La procédure de dissolution judiciaire des sociétés non-actives est complétée
La loi du 17 mai 2017 prévoit une procédure de dissolution plus efficace pour les sociétés qui ne sont plus actives ou dont le siège est fictif. Dorénavant, à la demande de tout intéressé ou du ministère public, ou après communication par la chambre d’enquête commerciale, le tribunal peut prononcer la dissolution d’une société restée en défaut de satisfaire à l’obligation de déposer les comptes annuels.
La nouvelle procédure de dissolution judiciaire complétée pour ces sociétés s’applique à partir du 12 juin 2017.
Les administrateurs ou gérants doivent collaborer avec le liquidateur judiciaire
Lorsqu’une société est endettée, à l’heure actuelle le parquet, plutôt que de demander une dissolution judiciaire, citera la société en faillite. Sur le plan légal, un curateur a davantage de pouvoir d’action qu’un liquidateur pour vérifier la situation financière.
Les administrateurs ou gérants sont tenus d’apporter leur collaboration au curateur (art. 53 de la Loi sur les faillites). Ils doivent lui fournir tous les renseignements requis, dont la comptabilité. Sans empêchement légitime, les administrateurs ou gérants sont punissables s’ils ne collaborent pas avec le curateur (art. 489, 2° du Code pénal).
Jusqu’à présent, cette obligation de collaboration ne s’appliquait pas en cas de désignation d’un liquidateur. Aussi l’autorité avait-elle beaucoup de mal à contrôler l’activité réelle des sociétés qui ne déposent pas de comptes annuels, si ce n’était à la faveur d’une enquête judiciaire.
La loi du 17 mai 2017 prévoit maintenant qu’en cas de dissolution judiciaire, les administrateurs ou gérants doivent collaborer avec le liquidateur judiciaire . Ce dernier vérifie la comptabilité et dresse un bilan. Un liquidateur judiciaire peut entendre toute personne lors de son analyse de la comptabilité et des circonstances qui ont entraîné la dissolution judiciaire (nouveaux art. 182/1, 182/2 et 183/3 du C.Soc. ; art. 8-10 de la loi du 17 mai 2017).
La condamnation d’un administrateur pour non-collaboration avec un curateur peut également être assortie d’une interdiction professionnelle en matière d’administration d’une société (art. 489 du Code pénal).

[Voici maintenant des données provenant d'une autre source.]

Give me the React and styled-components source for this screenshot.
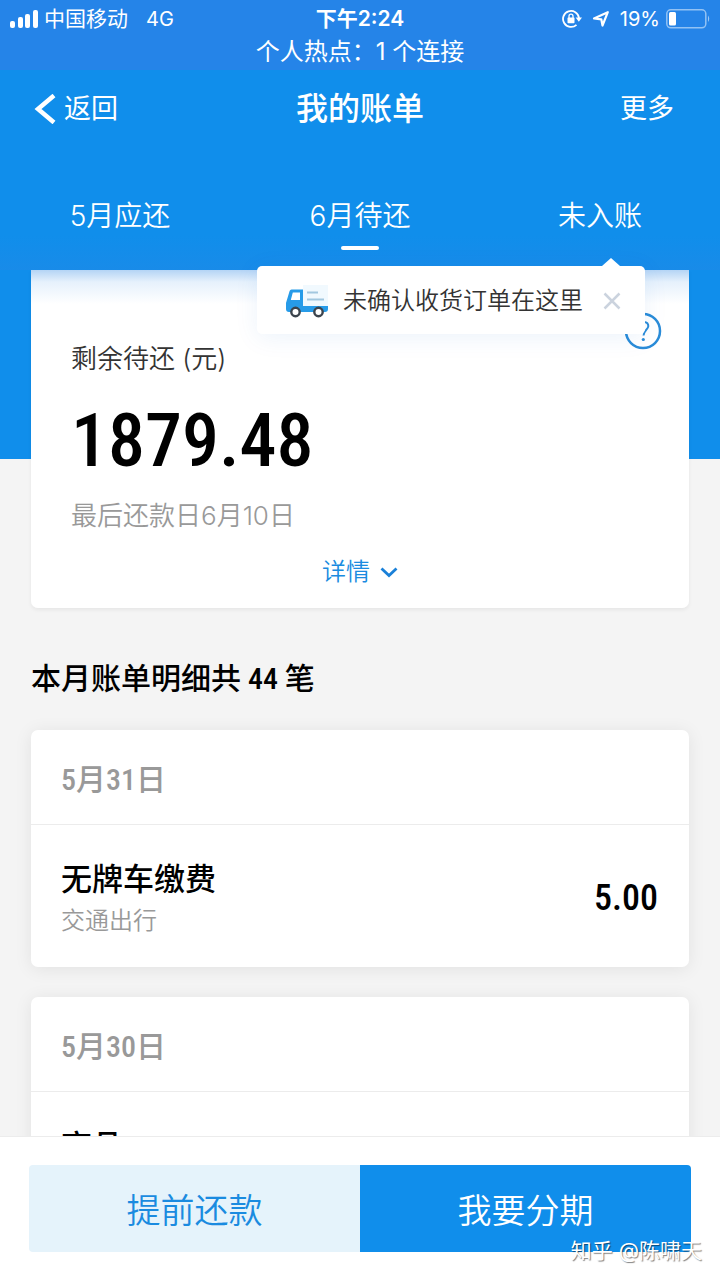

La loi du 17 mai 2017 prévoit maintenant également une interdiction professionnelle dans le chef des administrateurs ou gérants de sociétés qui, en cas de dissolution judiciaire, ne collaboreraient pas avec le liquidateur judiciaire. L’interdiction d’exercer la fonction d’administrateur, de commissaire ou de gérant d’une personne morale, personnellement ou par interposition de personne, s’applique pour trois ans au maximum et est prononcée par le tribunal de commerce (nouvel art. 3quater de l’AR n° 22 du 24 octobre 1934).
Les demandes en dissolution judiciaire sont aussi communiquées au ministère public
Sauf devant le juge de paix, le juge des référés et le juge des saisies, sont aussi communiquées au ministère public, à peine de nullité, les demandes et convocations par application de l’article 182, § 3 du Code des sociétés, en dissolution judiciaire de sociétés visées à l’article 182 du Code des sociétés (rétablissement du point 9° de l’art. 764 du C.jud. ; art. 3 de la loi du 17 mai 2017).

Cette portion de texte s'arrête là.